Of course we had solar viewing glasses so we could look at it directly, but David also made a small pinhole camera and used it to cast an image onto this bit of card. This was at the height of the eclipse, when the moon was centered over the sun, leaving only the ring.
It was dark and quiet out during the eclipse. Most of the birds had settled down as though for the night. As the eclipse continued, one of the neighbor's roosters began to crow.
During the last eclipse, we were living in the casita and Kelly and Kevin had given us eclipse glasses so we could watch. We went out onto the lawn. The neighbor (who spoke to us maybe half a dozen times in the seventeen years we lived next door) came out onto the lawn with her granddaughter who was about three years old. We let them use our glasses to look at the eclipse and then after they gave them back, they continued to stand on the lawn. The little girl tugged at my shirt and said, "It's my turn again," so I gave her the glasses. We passed them back and forth like that, taking turns for awhile, until her grandmother called her in.
Dave's mother's birthday was at the end of September and he bought a digital photo frame for her. I helped him photograph some of the hard copy photos she left behind when she moved into the assisted living facility. This is one of those photos, of David.
He looks like he might have been a mischievous little monkey as a child, doesn't he?
(The bright spot on the upper left and the shadow in the lower right are artifacts of my using my phone to photograph a photograph.)

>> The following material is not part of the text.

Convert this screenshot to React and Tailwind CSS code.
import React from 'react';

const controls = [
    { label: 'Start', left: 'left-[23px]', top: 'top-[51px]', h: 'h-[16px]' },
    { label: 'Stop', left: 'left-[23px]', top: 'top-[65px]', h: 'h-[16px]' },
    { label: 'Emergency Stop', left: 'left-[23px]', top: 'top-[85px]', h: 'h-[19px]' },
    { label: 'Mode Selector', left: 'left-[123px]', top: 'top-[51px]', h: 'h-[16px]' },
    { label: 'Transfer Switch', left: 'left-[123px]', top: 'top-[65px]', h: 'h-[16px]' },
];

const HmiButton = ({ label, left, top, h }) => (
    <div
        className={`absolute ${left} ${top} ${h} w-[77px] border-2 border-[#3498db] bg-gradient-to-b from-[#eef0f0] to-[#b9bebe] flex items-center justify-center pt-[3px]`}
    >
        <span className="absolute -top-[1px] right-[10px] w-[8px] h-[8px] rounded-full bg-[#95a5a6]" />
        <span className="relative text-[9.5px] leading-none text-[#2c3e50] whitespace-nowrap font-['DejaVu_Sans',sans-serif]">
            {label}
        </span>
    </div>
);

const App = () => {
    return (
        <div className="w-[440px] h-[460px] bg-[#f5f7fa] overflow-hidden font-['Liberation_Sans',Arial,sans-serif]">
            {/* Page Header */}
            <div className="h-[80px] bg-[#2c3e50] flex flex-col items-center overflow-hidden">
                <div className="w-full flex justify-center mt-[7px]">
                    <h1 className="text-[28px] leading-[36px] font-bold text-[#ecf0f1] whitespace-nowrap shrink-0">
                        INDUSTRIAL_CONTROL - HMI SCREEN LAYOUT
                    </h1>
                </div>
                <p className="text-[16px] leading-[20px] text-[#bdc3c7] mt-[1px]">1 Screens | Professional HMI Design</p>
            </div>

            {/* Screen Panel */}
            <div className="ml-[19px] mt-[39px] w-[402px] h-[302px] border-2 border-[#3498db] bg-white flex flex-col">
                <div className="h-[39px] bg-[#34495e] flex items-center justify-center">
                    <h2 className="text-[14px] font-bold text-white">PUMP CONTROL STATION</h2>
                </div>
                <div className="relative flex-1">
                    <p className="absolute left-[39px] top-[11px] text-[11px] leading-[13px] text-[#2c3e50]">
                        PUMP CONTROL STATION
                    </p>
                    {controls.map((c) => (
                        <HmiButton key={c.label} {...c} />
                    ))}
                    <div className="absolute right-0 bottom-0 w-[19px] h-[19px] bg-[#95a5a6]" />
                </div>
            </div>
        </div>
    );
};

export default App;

Photographing David's mother's photographs, many of which were not labeled, was sobering. The places and times and the people are lost to history--or soon will be as dementia progresses. In the collection was a very old timey photograph album, filled with black and white snapshots held in with black paper photo corners, the kind that you can hardly find anymore. None of the photos are labeled. David recognized a great uncle (along with two other great uncles he only knew by name but whom he never met) and he could guess at the identification of one or two other people, but that's it. David's mother isn't sure where the album came from-- she thinks it might have been her grandmother's-- but she recognized her uncles and mother and that was it. Who are all these strangers?
I pulled out a few of my own photographs, started labeling them with the date and place. I went through dozens that I took on a trip to Australia in 1999 when I was in college. I traveled with a small group of other students to so many different places, but the names of many of those places are gone from my memory as are the names of most of the other students. When the school part of the trip was over, David joined me and we traveled from Sydney to Melbourne by train (I have no photos of this) to visit his uncle and aunt who live in Melbourne. From there, we went to his uncle's vineyard in Berry's Creek. We stayed a week and then rented a car and drove the Great Ocean Road to Warrnambool.

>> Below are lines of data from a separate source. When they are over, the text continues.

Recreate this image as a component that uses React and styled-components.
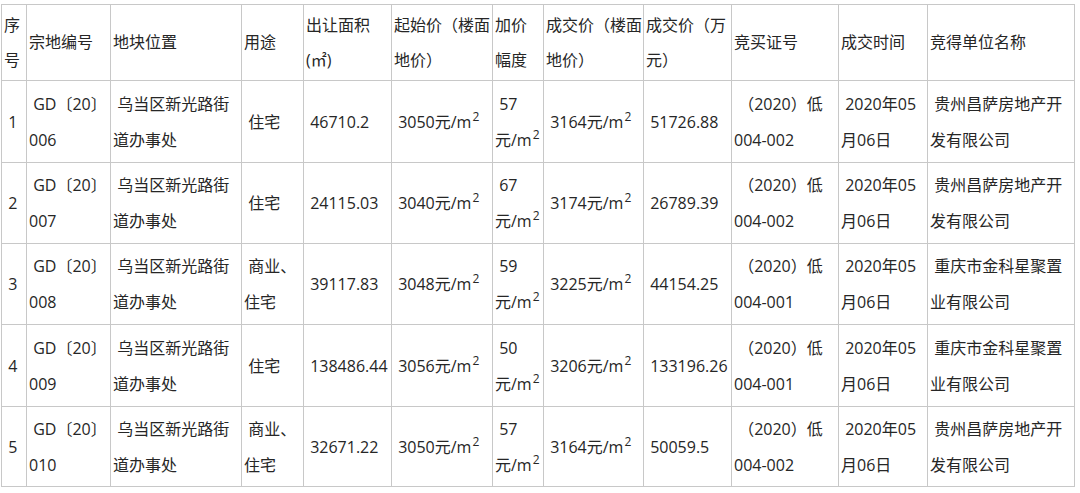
import React from "react";
import styled, { createGlobalStyle } from "styled-components";

const GlobalStyle = createGlobalStyle`
  html, body {
    margin: 0;
    padding: 0;
    background: #ffffff;
  }
  body {
    font-family: "Open Sans", "Noto Sans CJK SC", sans-serif;
    color: #262626;
  }
`;

const Page = styled.div`
  padding: 4px 0 0 1px;
  width: 1080px;
  box-sizing: border-box;
`;

const Table = styled.table`
  border-collapse: collapse;
  table-layout: fixed;
  width: 1074px;
  font-size: 16px;
  line-height: 36px;
  color: #262626;
`;

const Col = styled.col`
  width: ${(p) => p.$w}px;
`;

const Row = styled.tr`
  height: ${(p) => p.$h}px;
`;

const Cell = styled.td`
  border: 1px solid #c8c8c8;
  padding: 0 1px 0 2px;
  vertical-align: middle;
  text-align: left;
  white-space: pre-wrap;
  font-weight: normal;
  word-wrap: break-word;
`;

const HeadCell = styled(Cell).attrs({ as: "th" })`
  line-height: 35px;
`;

const Sup = styled.sup`
  font-size: 12px;
  line-height: 0;
  vertical-align: 7px;
  margin-left: 1px;
`;

const Price = ({ v }) => (
  <>
    {v}元/m<Sup>2</Sup>
  </>
);

const widths = [25, 84, 131, 62, 88, 101, 51, 100, 88, 107, 89, 147];

const headers = [
  "序号",
  "宗地编号",
  "地块位置",
  "用途",
  "出让面积(㎡)",
  "起始价（楼面地价）",
  "加价幅度",
  "成交价（楼面地价）",
  "成交价（万元）",
  "竞买证号",
  "成交时间",
  "竞得单位名称",
];

const rows = [
  {
    no: "1",
    code: "006",
    use: " 住宅",
    area: " 46710.2",
    start: " 3050",
    inc: " 57",
    deal: " 3164",
    total: " 51726.88",
    cert: "004-002",
    company: " 贵州昌萨房地产开发有限公司",
    h: 82,
  },
  {
    no: "2",
    code: "007",
    use: " 住宅",
    area: " 24115.03",
    start: " 3040",
    inc: " 67",
    deal: " 3174",
    total: " 26789.39",
    cert: "004-002",
    company: " 贵州昌萨房地产开发有限公司",
    h: 81,
  },
  {
    no: "3",
    code: "008",
    use: " 商业、住宅",
    area: " 39117.83",
    start: " 3048",
    inc: " 59",
    deal: " 3225",
    total: " 44154.25",
    cert: "004-001",
    company: " 重庆市金科星聚置业有限公司",
    h: 81,
  },
  {
    no: "4",
    code: "009",
    use: " 住宅",
    area: " 138486.44",
    start: " 3056",
    inc: " 50",
    deal: " 3206",
    total: " 133196.26",
    cert: "004-001",
    company: " 重庆市金科星聚置业有限公司",
    h: 82,
  },
  {
    no: "5",
    code: "010",
    use: " 商业、住宅",
    area: " 32671.22",
    start: " 3050",
    inc: " 57",
    deal: " 3164",
    total: " 50059.5",
    cert: "004-002",
    company: " 贵州昌萨房地产开发有限公司",
    h: 80,
  },
];

export default function App() {
  return (
    <Page>
      <GlobalStyle />
      <Table>
        <colgroup>
          {widths.map((w, i) => (
            <Col key={i} $w={w} />
          ))}
        </colgroup>
        <thead>
          <Row $h={76}>
            {headers.map((h) => (
              <HeadCell key={h}>{h}</HeadCell>
            ))}
          </Row>
        </thead>
        <tbody>
          {rows.map((r) => (
            <Row key={r.no} $h={r.h}>
              <Cell>{" " + r.no}</Cell>
              <Cell>{" GD〔20〕" + r.code}</Cell>
              <Cell>{" 乌当区新光路街道办事处"}</Cell>
              <Cell>{r.use}</Cell>
              <Cell>{r.area}</Cell>
              <Cell>
                <Price v={r.start} />
              </Cell>
              <Cell>
                {r.inc}
                元/m<Sup>2</Sup>
              </Cell>
              <Cell>
                <Price v={r.deal} />
              </Cell>
              <Cell>{r.total}</Cell>
              <Cell>{" （2020）低" + r.cert}</Cell>
              <Cell>{" 2020年05月06日"}</Cell>
              <Cell>{r.company}</Cell>
            </Row>
          ))}
        </tbody>
      </Table>
    </Page>
  );
}
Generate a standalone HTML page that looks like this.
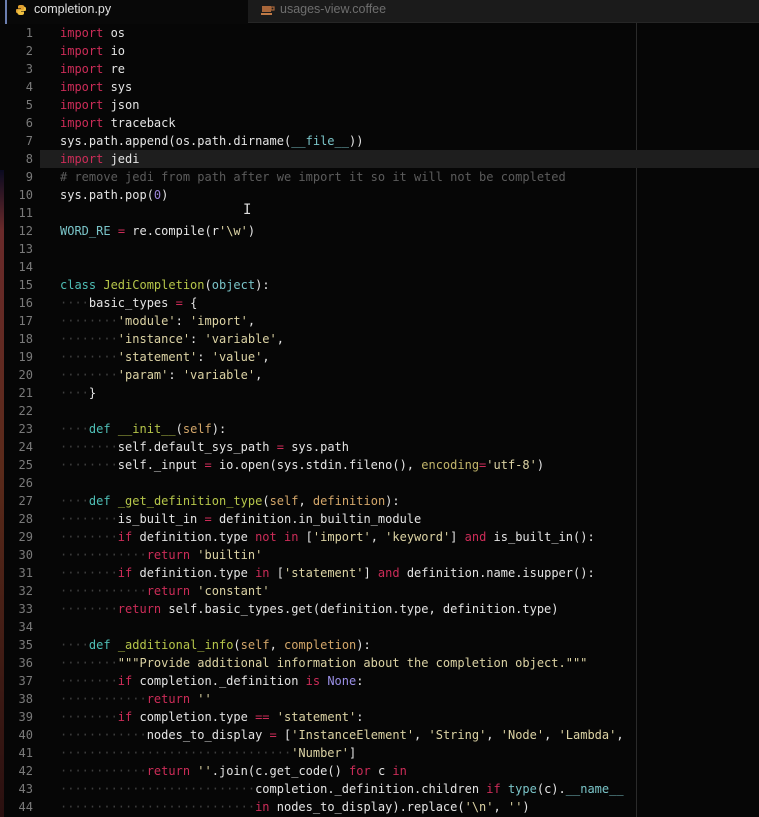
<!DOCTYPE html>
<html><head><meta charset="utf-8"><style>
html,body{margin:0;padding:0;background:#060606;width:759px;height:817px;overflow:hidden;}
.tabs{position:absolute;left:0;top:0;width:759px;height:22px;background:#060606;}
.tab1{position:absolute;left:0;top:0;width:248px;height:24px;background:#080808;}
.bar{position:absolute;left:5px;top:0;width:2px;height:24px;background:#6c7fb0;}
.tab1 span{position:absolute;left:34px;top:2px;font:12.5px "Liberation Sans",sans-serif;color:#e0e0e0;}
.tab2{position:absolute;left:248px;top:0;width:511px;height:22px;background:#1b1b1b;border-bottom:1px solid #262626;}
.tab2 span{position:absolute;left:32px;top:2px;font:12.5px "Liberation Sans",sans-serif;color:#6e6e6e;}
.ruler{position:absolute;left:636px;top:23px;width:1px;height:794px;background:#2a2a2a;}
.strip{position:absolute;left:0;top:170px;width:4px;height:647px;background:linear-gradient(#0a0a20,#6a2a2a 60px,#5a2a1a 300px,#2a1010);}
.hl{position:absolute;left:40px;top:150px;width:719px;height:18px;background:#1e1e1e;}
.gut{position:absolute;left:0;top:24px;width:33px;text-align:right;font:12px/18px "DejaVu Sans Mono",monospace;color:#7a7a7a;white-space:pre;}
.code{position:absolute;left:60px;top:24px;font:12px/18px "DejaVu Sans Mono",monospace;color:#e4e4e4;white-space:pre;}
.k{color:#cc2c58}.s{color:#dcd3a4}.c{color:#5c5c5c}.n{color:#9c86d8}.d{color:#4fbfb6}.f{color:#b6c64a}.p{color:#d4a76a}.b{color:#7ac4c8}.o{color:#9a8fe6}.w{color:#3e3e3e}.e{color:#c2b56a}
</style></head><body>
<div class="tabs"></div>
<div class="tab1"><div class="bar"></div>
<svg style="position:absolute;left:15px;top:4px" width="12" height="12" viewBox="0 0 12 12"><path d="M6 1C3 1 3 2 3 3v1.5h3V5H2C1 5 1 6 1 7s0 2 1.5 2H3V7.5C3 6.5 4 6 5 6h3c1 0 1.5-.5 1.5-1.5V3C9.5 2 9 1 6 1z" fill="#e0a030"/><path d="M6 11c3 0 3-1 3-2V7.5H6V7h4c1 0 1-1 1-2s0-2-1.5-2H9v1.5C9 5.5 8 6 7 6H4c-1 0-1.5.5-1.5 1.5V9c0 1 .5 2 3.5 2z" fill="#f0c040"/></svg>
<span>completion.py</span></div>
<div class="tab2"><svg style="position:absolute;left:13px;top:4px" width="14" height="12" viewBox="0 0 14 12"><rect x="1" y="2" width="9" height="6" fill="#a8663a"/><rect x="10" y="3" width="3" height="3" fill="none" stroke="#a8663a" stroke-width="1.2"/><rect x="0" y="9" width="11" height="2" fill="#c07a46"/></svg><span>usages-view.coffee</span></div>
<div class="ruler"></div>
<div class="strip"></div>
<div class="hl"></div>
<div class="gut">1
2
3
4
5
6
7
8
9
10
11
12
13
14
15
16
17
18
19
20
21
22
23
24
25
26
27
28
29
30
31
32
33
34
35
36
37
38
39
40
41
42
43
44</div>
<div class="code"><span class="k">import</span> os
<span class="k">import</span> io
<span class="k">import</span> re
<span class="k">import</span> sys
<span class="k">import</span> json
<span class="k">import</span> traceback
sys.path.append(os.path.dirname(<span class="b">__file__</span>))
<span class="k">import</span> jedi
<span class="c"># remove jedi from path after we import it so it will not be completed</span>
sys.path.pop(<span class="n">0</span>)

<span class="b">WORD_RE</span> <span class="k">=</span> re.compile(r<span class="s">'\w'</span>)


<span class="d">class</span> <span class="f">JediCompletion</span>(<span class="b">object</span>):
<span class="w">····</span>basic_types <span class="k">=</span> {
<span class="w">········</span><span class="s">'module'</span>: <span class="s">'import'</span>,
<span class="w">········</span><span class="s">'instance'</span>: <span class="s">'variable'</span>,
<span class="w">········</span><span class="s">'statement'</span>: <span class="s">'value'</span>,
<span class="w">········</span><span class="s">'param'</span>: <span class="s">'variable'</span>,
<span class="w">····</span>}

<span class="w">····</span><span class="d">def</span> <span class="f">__init__</span>(<span class="p">self</span>):
<span class="w">········</span>self.default_sys_path <span class="k">=</span> sys.path
<span class="w">········</span>self._input <span class="k">=</span> io.open(sys.stdin.fileno(), <span class="e">encoding</span><span class="k">=</span><span class="s">'utf-8'</span>)

<span class="w">····</span><span class="d">def</span> <span class="f">_get_definition_type</span>(<span class="p">self</span>, <span class="p">definition</span>):
<span class="w">········</span>is_built_in <span class="k">=</span> definition.in_builtin_module
<span class="w">········</span><span class="k">if</span> definition.type <span class="k">not in</span> [<span class="s">'import'</span>, <span class="s">'keyword'</span>] <span class="k">and</span> is_built_in():
<span class="w">············</span><span class="k">return</span> <span class="s">'builtin'</span>
<span class="w">········</span><span class="k">if</span> definition.type <span class="k">in</span> [<span class="s">'statement'</span>] <span class="k">and</span> definition.name.isupper():
<span class="w">············</span><span class="k">return</span> <span class="s">'constant'</span>
<span class="w">········</span><span class="k">return</span> self.basic_types.get(definition.type, definition.type)

<span class="w">····</span><span class="d">def</span> <span class="f">_additional_info</span>(<span class="p">self</span>, <span class="p">completion</span>):
<span class="w">········</span><span class="s">"""Provide additional information about the completion object."""</span>
<span class="w">········</span><span class="k">if</span> completion._definition <span class="k">is</span> <span class="o">None</span>:
<span class="w">············</span><span class="k">return</span> <span class="s">''</span>
<span class="w">········</span><span class="k">if</span> completion.type <span class="k">==</span> <span class="s">'statement'</span>:
<span class="w">············</span>nodes_to_display <span class="k">=</span> [<span class="s">'InstanceElement'</span>, <span class="s">'String'</span>, <span class="s">'Node'</span>, <span class="s">'Lambda'</span>,
<span class="w">································</span><span class="s">'Number'</span>]
<span class="w">············</span><span class="k">return</span> <span class="s">''</span>.join(c.get_code() <span class="k">for</span> c <span class="k">in</span>
<span class="w">···························</span>completion._definition.children <span class="k">if</span> <span class="b">type</span>(c).<span class="b">__name__</span>
<span class="w">···························</span><span class="k">in</span> nodes_to_display).replace(<span class="s">'\n'</span>, <span class="s">''</span>)</div>
<div style="position:absolute;left:243px;top:202px;font:14px monospace;color:#ddd">I</div>
</body></html>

On the trip, I saw kangaroos, tree kangaroos, rock wallabies, wombats, snakes, great orb weavers, green butt ants, every kind of bird you can imagine from emus to Willy wagtails, monitor lizards, sea turtles, giant clams, sharks, platypuses, flying foxes, everything. My photographs are mostly of landscapes and plants, with an occasional lizard or bird or spider thrown in. It's strange what we remember versus what photographs show us.
I have more to write about that, soon. And maybe more photographs, too.